(CHALLENGE): Filter the entries below, keeping only lines with the word "index".

(DATA EXTRACT):
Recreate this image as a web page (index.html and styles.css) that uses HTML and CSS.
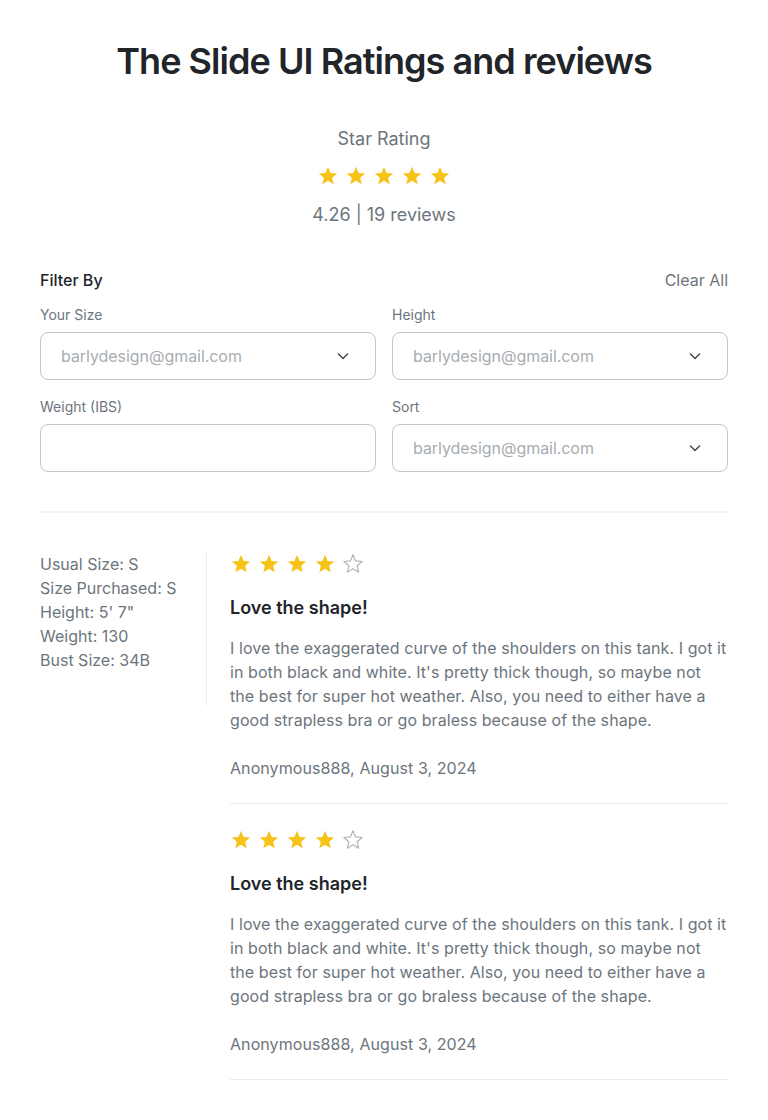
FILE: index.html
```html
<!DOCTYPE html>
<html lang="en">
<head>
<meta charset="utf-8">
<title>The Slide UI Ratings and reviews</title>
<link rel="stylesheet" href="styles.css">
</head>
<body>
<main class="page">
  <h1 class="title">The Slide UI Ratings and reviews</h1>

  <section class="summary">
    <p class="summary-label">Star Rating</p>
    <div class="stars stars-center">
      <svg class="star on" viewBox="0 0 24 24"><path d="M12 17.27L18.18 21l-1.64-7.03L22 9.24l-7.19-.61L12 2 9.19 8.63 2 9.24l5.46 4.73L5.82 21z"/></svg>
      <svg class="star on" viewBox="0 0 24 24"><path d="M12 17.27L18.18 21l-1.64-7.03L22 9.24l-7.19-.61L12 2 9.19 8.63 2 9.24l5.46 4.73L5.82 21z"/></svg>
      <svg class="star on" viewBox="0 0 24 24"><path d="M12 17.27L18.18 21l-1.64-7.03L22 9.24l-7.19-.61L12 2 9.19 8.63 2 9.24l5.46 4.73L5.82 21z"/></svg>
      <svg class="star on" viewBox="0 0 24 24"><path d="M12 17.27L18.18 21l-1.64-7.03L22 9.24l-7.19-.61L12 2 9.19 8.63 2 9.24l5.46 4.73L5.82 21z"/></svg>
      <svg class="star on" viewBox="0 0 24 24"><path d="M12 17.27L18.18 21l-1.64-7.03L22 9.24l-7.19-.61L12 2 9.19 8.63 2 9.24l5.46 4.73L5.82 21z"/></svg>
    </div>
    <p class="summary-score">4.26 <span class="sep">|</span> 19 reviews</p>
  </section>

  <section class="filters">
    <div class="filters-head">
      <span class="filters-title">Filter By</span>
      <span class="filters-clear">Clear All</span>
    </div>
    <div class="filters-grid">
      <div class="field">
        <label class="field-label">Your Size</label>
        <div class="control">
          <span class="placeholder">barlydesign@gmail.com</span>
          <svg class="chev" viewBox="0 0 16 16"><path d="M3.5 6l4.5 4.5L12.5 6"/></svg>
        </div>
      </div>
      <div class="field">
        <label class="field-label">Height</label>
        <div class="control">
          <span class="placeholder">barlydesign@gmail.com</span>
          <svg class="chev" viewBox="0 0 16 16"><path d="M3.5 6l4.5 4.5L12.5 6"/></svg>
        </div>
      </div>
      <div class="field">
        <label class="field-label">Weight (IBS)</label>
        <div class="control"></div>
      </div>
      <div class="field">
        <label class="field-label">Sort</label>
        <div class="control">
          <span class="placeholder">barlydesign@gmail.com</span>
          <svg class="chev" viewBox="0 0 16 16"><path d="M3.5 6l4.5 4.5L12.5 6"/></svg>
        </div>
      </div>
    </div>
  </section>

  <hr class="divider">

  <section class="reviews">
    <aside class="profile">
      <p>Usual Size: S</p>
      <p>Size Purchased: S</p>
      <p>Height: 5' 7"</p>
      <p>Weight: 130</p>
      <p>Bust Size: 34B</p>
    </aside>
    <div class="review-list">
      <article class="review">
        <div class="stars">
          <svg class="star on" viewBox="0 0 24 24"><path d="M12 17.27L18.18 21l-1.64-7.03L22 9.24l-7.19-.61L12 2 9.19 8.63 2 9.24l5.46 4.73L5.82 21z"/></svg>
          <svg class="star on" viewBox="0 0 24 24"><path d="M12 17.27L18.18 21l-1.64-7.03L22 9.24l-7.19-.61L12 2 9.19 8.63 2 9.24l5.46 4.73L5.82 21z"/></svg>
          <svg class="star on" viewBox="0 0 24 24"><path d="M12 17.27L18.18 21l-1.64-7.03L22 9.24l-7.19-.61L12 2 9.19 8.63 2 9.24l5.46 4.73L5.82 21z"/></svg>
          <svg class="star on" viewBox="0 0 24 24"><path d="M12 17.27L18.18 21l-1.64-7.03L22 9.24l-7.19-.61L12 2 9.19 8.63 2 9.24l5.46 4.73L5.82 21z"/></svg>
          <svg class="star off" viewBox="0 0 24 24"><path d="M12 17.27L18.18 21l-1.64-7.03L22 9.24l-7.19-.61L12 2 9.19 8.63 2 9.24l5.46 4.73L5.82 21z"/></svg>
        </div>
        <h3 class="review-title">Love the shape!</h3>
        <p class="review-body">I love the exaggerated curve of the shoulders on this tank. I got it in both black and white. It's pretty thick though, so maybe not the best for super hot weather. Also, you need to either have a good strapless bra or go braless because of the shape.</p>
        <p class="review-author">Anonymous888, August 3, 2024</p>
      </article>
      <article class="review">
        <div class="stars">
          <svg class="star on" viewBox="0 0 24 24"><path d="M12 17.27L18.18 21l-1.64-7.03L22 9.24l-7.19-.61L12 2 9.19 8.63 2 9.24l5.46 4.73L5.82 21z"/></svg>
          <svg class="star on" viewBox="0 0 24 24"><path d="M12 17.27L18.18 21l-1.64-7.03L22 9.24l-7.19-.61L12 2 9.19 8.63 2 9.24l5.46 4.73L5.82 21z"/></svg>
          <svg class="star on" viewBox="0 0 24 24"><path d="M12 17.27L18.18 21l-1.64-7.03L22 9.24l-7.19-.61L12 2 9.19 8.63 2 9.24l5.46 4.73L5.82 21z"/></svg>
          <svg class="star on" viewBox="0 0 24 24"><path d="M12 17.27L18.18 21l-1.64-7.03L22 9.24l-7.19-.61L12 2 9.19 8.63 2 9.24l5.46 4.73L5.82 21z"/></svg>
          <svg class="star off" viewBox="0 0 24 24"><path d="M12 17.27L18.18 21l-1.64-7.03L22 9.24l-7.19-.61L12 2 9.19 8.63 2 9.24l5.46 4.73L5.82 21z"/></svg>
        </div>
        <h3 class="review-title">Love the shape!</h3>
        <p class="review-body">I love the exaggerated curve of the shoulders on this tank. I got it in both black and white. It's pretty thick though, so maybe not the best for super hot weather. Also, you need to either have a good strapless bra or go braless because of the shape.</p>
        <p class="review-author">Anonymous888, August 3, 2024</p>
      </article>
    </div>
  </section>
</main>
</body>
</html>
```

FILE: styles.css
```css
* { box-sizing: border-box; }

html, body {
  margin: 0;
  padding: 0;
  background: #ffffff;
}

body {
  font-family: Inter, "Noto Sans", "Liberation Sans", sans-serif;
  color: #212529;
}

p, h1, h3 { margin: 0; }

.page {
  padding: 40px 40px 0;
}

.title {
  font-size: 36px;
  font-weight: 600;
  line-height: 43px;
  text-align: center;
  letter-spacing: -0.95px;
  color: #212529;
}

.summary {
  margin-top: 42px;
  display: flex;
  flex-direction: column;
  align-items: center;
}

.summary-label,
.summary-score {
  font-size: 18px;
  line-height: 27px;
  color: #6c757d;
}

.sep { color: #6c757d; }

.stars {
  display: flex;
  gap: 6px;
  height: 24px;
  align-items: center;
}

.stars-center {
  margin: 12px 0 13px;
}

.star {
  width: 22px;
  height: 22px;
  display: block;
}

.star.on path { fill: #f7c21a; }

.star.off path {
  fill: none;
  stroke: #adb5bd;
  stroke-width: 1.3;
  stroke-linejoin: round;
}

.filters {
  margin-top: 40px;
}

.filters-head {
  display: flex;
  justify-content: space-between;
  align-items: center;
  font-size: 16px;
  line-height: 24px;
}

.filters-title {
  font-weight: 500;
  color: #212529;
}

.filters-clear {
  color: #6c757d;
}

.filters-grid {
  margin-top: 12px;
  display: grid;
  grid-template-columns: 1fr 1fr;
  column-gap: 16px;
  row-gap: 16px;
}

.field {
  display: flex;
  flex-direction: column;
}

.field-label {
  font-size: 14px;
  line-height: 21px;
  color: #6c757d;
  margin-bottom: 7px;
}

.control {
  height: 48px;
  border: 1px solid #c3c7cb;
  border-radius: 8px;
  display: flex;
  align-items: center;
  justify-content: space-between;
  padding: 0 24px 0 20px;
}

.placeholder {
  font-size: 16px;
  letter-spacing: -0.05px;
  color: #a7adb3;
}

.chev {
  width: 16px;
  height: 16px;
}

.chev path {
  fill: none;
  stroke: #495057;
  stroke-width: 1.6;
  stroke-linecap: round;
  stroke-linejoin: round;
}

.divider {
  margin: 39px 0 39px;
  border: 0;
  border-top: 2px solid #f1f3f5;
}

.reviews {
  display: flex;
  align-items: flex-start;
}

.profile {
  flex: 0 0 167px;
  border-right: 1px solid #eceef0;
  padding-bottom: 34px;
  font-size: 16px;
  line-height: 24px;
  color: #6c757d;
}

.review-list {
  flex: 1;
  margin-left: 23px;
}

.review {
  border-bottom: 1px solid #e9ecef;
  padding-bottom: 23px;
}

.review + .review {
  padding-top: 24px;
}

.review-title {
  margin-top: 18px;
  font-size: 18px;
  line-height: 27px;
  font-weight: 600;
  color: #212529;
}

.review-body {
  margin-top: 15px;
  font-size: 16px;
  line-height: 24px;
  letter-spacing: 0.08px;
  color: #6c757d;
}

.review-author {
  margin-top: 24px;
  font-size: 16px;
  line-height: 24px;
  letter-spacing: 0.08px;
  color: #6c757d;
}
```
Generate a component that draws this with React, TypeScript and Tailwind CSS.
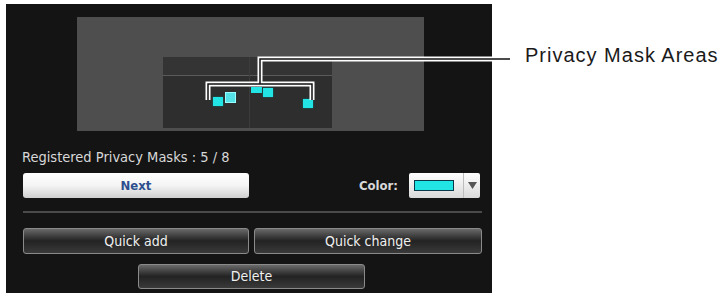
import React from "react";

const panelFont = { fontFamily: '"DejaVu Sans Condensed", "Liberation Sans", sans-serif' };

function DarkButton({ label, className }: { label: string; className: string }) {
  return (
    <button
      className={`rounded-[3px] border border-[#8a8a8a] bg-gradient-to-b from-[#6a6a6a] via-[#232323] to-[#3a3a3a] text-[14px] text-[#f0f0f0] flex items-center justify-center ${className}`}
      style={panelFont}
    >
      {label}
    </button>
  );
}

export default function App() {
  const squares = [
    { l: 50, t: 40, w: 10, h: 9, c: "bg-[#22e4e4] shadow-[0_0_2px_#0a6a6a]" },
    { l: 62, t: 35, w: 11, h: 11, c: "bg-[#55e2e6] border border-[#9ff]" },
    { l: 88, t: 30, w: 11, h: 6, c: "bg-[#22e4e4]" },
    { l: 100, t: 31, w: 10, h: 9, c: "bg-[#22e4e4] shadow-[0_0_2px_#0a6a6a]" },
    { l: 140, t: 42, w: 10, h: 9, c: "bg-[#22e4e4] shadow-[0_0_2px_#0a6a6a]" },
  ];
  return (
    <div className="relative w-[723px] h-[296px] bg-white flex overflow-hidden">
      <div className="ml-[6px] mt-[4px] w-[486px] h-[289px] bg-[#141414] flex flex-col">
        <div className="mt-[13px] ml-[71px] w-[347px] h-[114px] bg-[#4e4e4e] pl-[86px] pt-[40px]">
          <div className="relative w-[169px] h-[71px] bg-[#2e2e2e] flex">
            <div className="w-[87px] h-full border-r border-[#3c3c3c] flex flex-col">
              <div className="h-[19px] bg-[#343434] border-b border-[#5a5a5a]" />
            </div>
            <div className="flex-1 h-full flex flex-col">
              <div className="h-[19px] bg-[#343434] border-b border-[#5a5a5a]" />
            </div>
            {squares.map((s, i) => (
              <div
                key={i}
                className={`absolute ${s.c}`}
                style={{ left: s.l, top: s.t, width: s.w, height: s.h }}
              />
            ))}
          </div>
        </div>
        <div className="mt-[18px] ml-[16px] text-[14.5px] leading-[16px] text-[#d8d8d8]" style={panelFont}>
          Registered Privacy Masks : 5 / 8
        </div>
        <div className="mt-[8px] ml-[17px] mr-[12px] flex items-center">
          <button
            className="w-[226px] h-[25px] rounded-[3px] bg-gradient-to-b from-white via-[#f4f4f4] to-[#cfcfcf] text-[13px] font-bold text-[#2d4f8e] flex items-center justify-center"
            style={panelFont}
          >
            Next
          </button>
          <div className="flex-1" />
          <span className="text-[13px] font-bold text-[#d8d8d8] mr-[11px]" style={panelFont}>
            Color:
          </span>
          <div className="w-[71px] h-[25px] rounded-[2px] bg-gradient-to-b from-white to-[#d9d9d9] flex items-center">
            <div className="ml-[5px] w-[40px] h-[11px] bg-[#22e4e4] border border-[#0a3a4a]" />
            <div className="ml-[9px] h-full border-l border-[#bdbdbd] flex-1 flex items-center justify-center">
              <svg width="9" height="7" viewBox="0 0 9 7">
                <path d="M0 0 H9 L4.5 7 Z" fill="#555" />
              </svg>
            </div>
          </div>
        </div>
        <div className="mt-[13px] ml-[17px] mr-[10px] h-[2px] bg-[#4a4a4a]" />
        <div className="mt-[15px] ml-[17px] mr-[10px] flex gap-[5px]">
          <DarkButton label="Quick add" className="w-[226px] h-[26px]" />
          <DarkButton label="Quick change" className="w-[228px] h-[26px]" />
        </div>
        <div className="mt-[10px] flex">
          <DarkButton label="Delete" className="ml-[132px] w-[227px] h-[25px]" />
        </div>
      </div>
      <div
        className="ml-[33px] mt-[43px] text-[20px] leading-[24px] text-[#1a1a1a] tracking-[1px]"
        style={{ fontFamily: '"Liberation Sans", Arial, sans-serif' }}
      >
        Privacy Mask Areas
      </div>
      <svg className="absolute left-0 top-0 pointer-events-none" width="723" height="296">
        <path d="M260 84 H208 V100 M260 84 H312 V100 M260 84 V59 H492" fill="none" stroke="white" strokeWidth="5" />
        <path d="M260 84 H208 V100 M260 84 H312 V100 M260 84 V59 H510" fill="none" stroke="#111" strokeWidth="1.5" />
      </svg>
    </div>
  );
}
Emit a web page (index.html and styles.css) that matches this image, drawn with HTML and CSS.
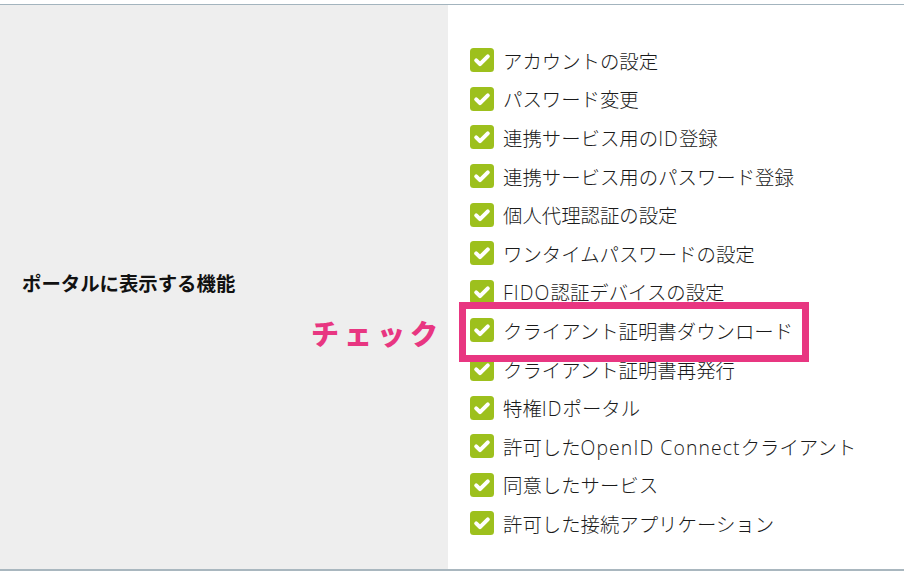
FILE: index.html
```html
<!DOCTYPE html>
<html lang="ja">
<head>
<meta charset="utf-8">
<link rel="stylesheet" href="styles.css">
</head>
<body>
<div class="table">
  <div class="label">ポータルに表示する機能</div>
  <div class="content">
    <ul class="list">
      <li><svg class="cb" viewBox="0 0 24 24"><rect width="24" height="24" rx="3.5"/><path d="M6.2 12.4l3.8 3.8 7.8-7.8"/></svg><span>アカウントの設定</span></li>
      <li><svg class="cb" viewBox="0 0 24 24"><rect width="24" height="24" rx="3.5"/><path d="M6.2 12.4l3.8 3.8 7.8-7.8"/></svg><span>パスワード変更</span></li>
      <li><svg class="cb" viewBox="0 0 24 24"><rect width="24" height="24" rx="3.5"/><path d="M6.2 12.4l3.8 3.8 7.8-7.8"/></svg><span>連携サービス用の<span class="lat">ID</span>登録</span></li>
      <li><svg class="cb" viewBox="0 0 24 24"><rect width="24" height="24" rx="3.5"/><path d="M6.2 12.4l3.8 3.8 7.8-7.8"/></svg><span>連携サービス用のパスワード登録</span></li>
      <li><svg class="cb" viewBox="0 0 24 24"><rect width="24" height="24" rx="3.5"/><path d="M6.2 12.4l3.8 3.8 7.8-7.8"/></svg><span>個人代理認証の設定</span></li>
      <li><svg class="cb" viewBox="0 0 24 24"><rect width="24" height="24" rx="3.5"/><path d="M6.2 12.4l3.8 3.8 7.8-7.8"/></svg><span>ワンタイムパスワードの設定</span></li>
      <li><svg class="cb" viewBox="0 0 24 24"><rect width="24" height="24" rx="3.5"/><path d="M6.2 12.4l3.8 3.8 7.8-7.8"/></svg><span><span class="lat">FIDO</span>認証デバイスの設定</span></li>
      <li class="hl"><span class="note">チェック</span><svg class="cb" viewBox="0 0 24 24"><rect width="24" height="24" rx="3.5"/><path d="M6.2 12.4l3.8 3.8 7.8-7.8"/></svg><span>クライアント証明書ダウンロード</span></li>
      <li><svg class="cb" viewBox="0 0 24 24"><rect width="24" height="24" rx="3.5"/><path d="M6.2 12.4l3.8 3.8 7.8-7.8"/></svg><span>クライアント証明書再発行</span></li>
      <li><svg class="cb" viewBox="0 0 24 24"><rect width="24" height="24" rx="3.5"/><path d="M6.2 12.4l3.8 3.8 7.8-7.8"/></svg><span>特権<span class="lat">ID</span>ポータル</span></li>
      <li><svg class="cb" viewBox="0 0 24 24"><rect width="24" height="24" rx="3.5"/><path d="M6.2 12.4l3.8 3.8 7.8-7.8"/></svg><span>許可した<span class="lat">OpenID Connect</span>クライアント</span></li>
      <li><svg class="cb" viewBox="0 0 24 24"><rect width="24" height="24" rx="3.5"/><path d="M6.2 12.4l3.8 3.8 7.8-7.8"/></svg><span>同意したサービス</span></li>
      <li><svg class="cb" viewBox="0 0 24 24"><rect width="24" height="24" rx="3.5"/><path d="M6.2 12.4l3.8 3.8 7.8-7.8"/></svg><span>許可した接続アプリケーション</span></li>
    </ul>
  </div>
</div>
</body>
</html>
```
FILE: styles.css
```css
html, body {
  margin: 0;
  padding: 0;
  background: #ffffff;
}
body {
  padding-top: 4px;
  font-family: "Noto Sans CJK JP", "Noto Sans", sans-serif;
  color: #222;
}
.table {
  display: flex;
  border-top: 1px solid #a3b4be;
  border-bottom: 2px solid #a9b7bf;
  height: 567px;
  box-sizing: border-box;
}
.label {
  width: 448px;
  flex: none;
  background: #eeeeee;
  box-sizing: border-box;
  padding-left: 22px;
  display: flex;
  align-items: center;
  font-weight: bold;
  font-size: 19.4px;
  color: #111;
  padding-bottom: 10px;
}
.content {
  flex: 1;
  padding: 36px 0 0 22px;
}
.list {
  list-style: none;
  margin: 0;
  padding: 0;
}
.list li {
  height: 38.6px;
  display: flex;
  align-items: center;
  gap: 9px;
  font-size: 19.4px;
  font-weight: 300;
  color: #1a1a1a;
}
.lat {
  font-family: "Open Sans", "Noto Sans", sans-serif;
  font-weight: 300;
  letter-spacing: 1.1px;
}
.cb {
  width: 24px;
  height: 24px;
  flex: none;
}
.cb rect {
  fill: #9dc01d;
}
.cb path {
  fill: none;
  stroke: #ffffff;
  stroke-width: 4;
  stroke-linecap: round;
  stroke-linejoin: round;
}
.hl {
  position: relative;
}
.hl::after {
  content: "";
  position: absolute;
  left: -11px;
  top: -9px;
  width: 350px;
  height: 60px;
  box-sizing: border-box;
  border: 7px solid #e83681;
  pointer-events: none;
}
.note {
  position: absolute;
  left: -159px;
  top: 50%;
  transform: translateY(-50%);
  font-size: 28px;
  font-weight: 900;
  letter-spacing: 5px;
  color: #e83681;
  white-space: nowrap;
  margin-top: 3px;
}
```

(EXERCISE RESULT):
Recreate this image as a web page (index.html and styles.css) that uses HTML and CSS.
FILE: index.html
Emit a web page (index.html and styles.css) that matches this image, drawn with HTML and CSS.
FILE: index.html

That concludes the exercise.